His suicide has kept her from living, and kept her mother from living. Kaia just goes day to day, from home to school to home again wondering when she will ever thaw. At school, kids who were once her friends call her a “freak”; at home, her mom finds solace in drinking and sleeping. Kaia feels very alone. Until one day a boy arrives at school who is more of a freak than she is! He is mute, wild and wears torn clothes. No one pays him any attention, but Kaia feels an immediate connection to him. Even without talking they communicate and a friendship emerges. Over time, he helps her thaw. A story that is riddled with tragedy and sadness suddenly turns toward hope and renewal. This book connects the reader with Kaia on a spiritual level, where we see her heal and grow with the gifts her brother gives her after he is gone.

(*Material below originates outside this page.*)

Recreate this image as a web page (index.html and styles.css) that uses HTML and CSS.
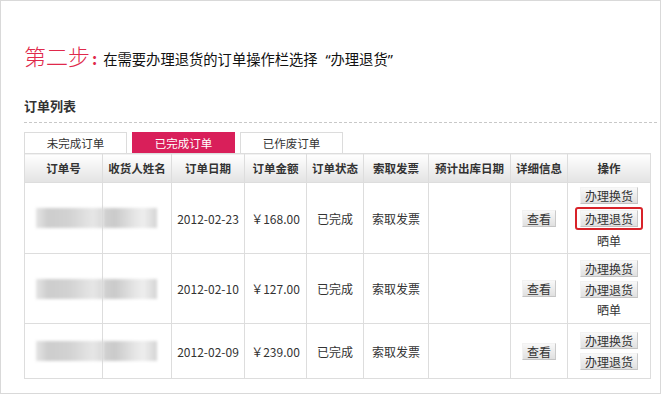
FILE: index.html
```html
<!DOCTYPE html>
<html lang="zh-CN">
<head>
<meta charset="utf-8">
<title>第二步</title>
<link rel="stylesheet" href="styles.css">
</head>
<body>
<div class="frame">
  <h1 class="step"><span class="step-num">第二步</span><span class="step-colon">:</span><span class="step-text">在需要办理退货的订单操作栏选择 “办理退货”</span></h1>
  <h2 class="list-title">订单列表</h2>
  <div class="tabs">
    <div class="tab">未完成订单</div>
    <div class="tab tab-active">已完成订单</div>
    <div class="tab">已作废订单</div>
  </div>
  <table class="orders">
    <colgroup>
      <col class="c1"><col class="c2"><col class="c3"><col class="c4"><col class="c5"><col class="c6"><col class="c7"><col class="c8"><col class="c9">
    </colgroup>
    <thead>
      <tr><th>订单号</th><th>收货人姓名</th><th>订单日期</th><th>订单金额</th><th>订单状态</th><th>索取发票</th><th>预计出库日期</th><th>详细信息</th><th>操作</th></tr>
    </thead>
    <tbody>
      <tr class="r1">
        <td><div class="blur blur-a"></div></td>
        <td><div class="blur blur-b"></div></td>
        <td>2012-02-23</td>
        <td>￥168.00</td>
        <td>已完成</td>
        <td>索取发票</td>
        <td></td>
        <td><button class="btn">查看</button></td>
        <td><div class="ops"><button class="btn">办理换货</button><span class="hl"><button class="btn">办理退货</button></span><span class="share">晒单</span></div></td>
      </tr>
      <tr class="r2">
        <td><div class="blur blur-a"></div></td>
        <td><div class="blur blur-b"></div></td>
        <td>2012-02-10</td>
        <td>￥127.00</td>
        <td>已完成</td>
        <td>索取发票</td>
        <td></td>
        <td><button class="btn">查看</button></td>
        <td><div class="ops"><button class="btn">办理换货</button><button class="btn">办理退货</button><span class="share">晒单</span></div></td>
      </tr>
      <tr class="r3">
        <td><div class="blur blur-a"></div></td>
        <td><div class="blur blur-b"></div></td>
        <td>2012-02-09</td>
        <td>￥239.00</td>
        <td>已完成</td>
        <td>索取发票</td>
        <td></td>
        <td><button class="btn">查看</button></td>
        <td><div class="ops"><button class="btn">办理换货</button><button class="btn">办理退货</button></div></td>
      </tr>
    </tbody>
  </table>
</div>
</body>
</html>
```

FILE: styles.css
```css
* { box-sizing: border-box; }
html, body { margin: 0; padding: 0; background: #fff; }
body { font-family: "Noto Sans CJK SC", "Noto Sans", sans-serif; color: #333; }

.frame {
  width: 661px;
  height: 394px;
  border: 1px solid #d9d9d9;
  padding: 39px 0 0 23px;
}

.step {
  margin: 0;
  height: 30px;
  line-height: 30px;
  font-weight: normal;
  display: flex;
  align-items: baseline;
  white-space: nowrap;
}
.step-num { font-size: 22px; color: #e0294b; font-weight: 300; }
.step-colon { font-size: 16px; color: #e0294b; font-weight: bold; margin: 0 6px 0 2px; }
.step-text {
  font-family: "Noto Sans", "Noto Sans CJK SC", sans-serif;
  font-size: 14.3px;
  word-spacing: 4px;
  color: #111;
}

.list-title {
  margin: 26px 0 0;
  width: 633px;
  font-size: 13px;
  font-weight: bold;
  line-height: 20px;
  padding-bottom: 6px;
  border-bottom: 1px dashed #c8c8c8;
  color: #333;
}

.tabs { display: flex; gap: 5px; margin-top: 9px; height: 21px; }
.tab {
  width: 103px;
  height: 21px;
  border: 1px solid #dcdcdc;
  border-bottom: 0;
  font-size: 11.5px;
  line-height: 20px;
  text-align: center;
  color: #333;
}
.tab-active { background: #d91f5a; border-color: #d91f5a; color: #fff; }

.orders {
  border-collapse: collapse;
  table-layout: fixed;
  width: 626px;
  font-size: 12px;
  color: #333;
}
.c1 { width: 78px; } .c2 { width: 69px; } .c3 { width: 73px; } .c4 { width: 62px; }
.c5 { width: 57px; } .c6 { width: 65px; } .c7 { width: 82px; } .c8 { width: 57px; } .c9 { width: 83px; }

.orders th, .orders td {
  border: 1px solid #dddddd;
  text-align: center;
  vertical-align: middle;
  padding: 0;
}
.orders th {
  height: 29px;
  background: linear-gradient(#ffffff, #e3e3e3);
  font-size: 11.5px;
  font-weight: bold;
  color: #333;
}
.r1 td { height: 71px; }
.r2 td { height: 70px; }
.r3 td { height: 55px; }

.blur { height: 20px; filter: blur(1.5px); }
.blur-a {
  margin-left: 11px;
  width: 67px;
  background: linear-gradient(to right, #e4e4e4 0%, #cdcdcd 18%, #d2d2d2 50%, #e6e6e6 85%, #dadada 100%);
}
.blur-b {
  width: 54px;
  background: linear-gradient(to right, #d2d2d2 0%, #cacaca 22%, #e6e6e6 60%, #eeeeee 75%, #d4d4d4 100%);
}

.btn {
  font-family: inherit;
  font-size: 12px;
  line-height: 15px;
  height: 17px;
  padding: 0 4px;
  margin: 0;
  color: #333;
  border: 1px solid;
  border-color: #f2f2f2 #cacaca #c4c4c4 #f2f2f2;
  background: linear-gradient(#f8f8f8, #e0e0e0);
  border-radius: 0;
}

.ops { display: flex; flex-direction: column; align-items: center; gap: 4px; }
.hl {
  display: block;
  border: 2px solid #d8232a;
  border-radius: 3px;
  padding: 1px 3px;
  margin: -1px 0;
}
.share { line-height: 16px; font-size: 12px; }
```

This 60-page novel is packed with big ideas. It’s perfect for readers that are mature enough for “deeper” content but are still working on their reading skills. The Soldier tells the story of Leyla, a young girl living in a village in the Middle East, who lives with the constant threat of war. American soldiers patrol her town to keep the peace, but her father and brothers disapprove of this type of American intervention. One day, violence erupts and Leyla is confronted with an American GI–not only an “enemy” but also a woman–and she makes a difficult decision that saves the woman’s life. Readers will enjoy the action and suspense, while parents and teachers will appreciate the larger implications. Ultimately, The Soldier is a book that will ask readers to dig deep and search for their own definition of what it means to be human today.